Les premiers contacts, c'est Minelli avec ses amples travellings
sur la musique, Hitchcock Quand je pense à cette
période, je n'arrive pas à penser à autre
chose... Il y a eu le scoutisme et les sorties scouts, des camps sur
les felouques. Il y avait aussi la moto; vers la fin je pilotais une
Matchless, une anglaise datant de la guerre, importée en
Egypte par Montgomery; entretenue, réparée par la
suite. Je me souviens des ballades dans le désert, des heures
et des heures d'asphal-te fasceillant... Voilà pour ce qui est
de mon enfance jusqu'à 18 ans. Solitaire à
l'école, j'étais plutôt chef de bande chez les
scouts. Je n'étais pas trop social : pas de partys, ni de
goûters... Genre sportif, j'avais quand même un
sérieux problème avec les filles... On n'avait pas trop
de contacts... et je n'ai pas de sœur. J'ai un frère qui est
suisse comme moi je suis français. Mon père a fait des
études de dentiste en Europe, d'abord à Paris puis
(c'était la guerre )à Genève mon frère a
émigré là-bas et moi ici.
A 18 ans, je suis parti seul au Liban. C'était une
désertion : il fallait que je fasse mon service militaire
égyptien... et j'aurais sûrement était
persécuté ne connaissant pas suffisamment l'arabe, et
apparaissant comme un impérialiste. Mon père et ma
mère sont de familles immigrées du Liban et d'Italie,
mais tous les deux nés en Egypte. ils n'étaient pas
musulmans, de langue et de culture française, et donc pris en
grippe par l'équipe de Nasser... Donc, mes parents m'ont fait
partir officiellement en Syrie (où on pouvait aller sans
papiers) et je suis passé au Liban, en contrebande, de nuit.
En partant au Liban, je
devais gagner Venise où ma mère m'avait inscrit
à l'Académie (l'école des beaux-arts )... Mais
ça ne s'est pas passé comme prévu: le passeur a mis six mois à me faire passer
(peut-être pas tant, mais ça m'a paru une
éternité)... Et j'ai manqué la rentrée de
l'école... Pendant mon séjour au Liban, j'ai
travaillé dans une agence de pub, et j'ai été
cadreur à la télévision libanaise, à ce
moment là je faisais des photogrammes trop longs a expliquer et dont il ne reste que
des photos. J'ai d'abord vécu chez mon oncle, puis au YMCA qui
était sur la plage à Beyrouth. En même temps que
moi il y avait Peter Orlowsky; le copain de Burroughs et les
autres... On discutait souvent mais évidemment je ne savais
pas qui était Peter Orlowsky.
L'idée de Venise s'est estompée, petit à
petit, remplacée par celle de Paris et des Arts Déco.
Formation
En fait, l'envie des Beaux-Arts me vient de la famille : mon
père se voyait bien artiste, mais il a fait dentiste. Et il a
toujours été sous entendu tout le temps que je ferais : artiste (moi au moins).
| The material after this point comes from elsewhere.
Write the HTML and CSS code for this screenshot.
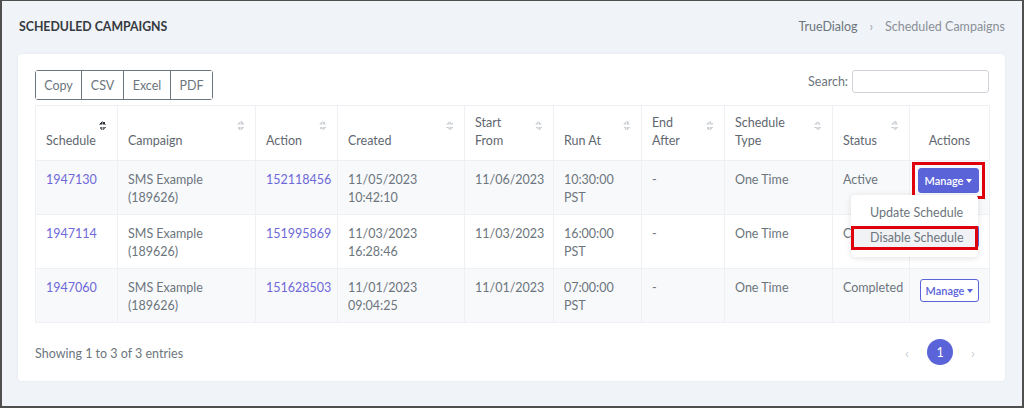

A Paris j'ai été refusé (sur dossier) aux
Arts Déco... Comme je ne pouvais pas attendre une année
de plus, je suis parti dans un pays dont je ne Connaissais pas la
langue, l'Allemagne, pour faire des études d'arts plastiques
traditionnelles... Et j'ai passé cinq années à
Essen. Jusqu'en 69: j'avais 27 ans.
En Allemagne j'ai fréquenté un peu un groupe
d'artistes qui faisaient de l'art cinétique, le " groupe
zéro ", avec Gunther Ucker ,Otto Piene (1) qui était il
n'y a pas longtemps au CAVS dont je suis toujours fellow...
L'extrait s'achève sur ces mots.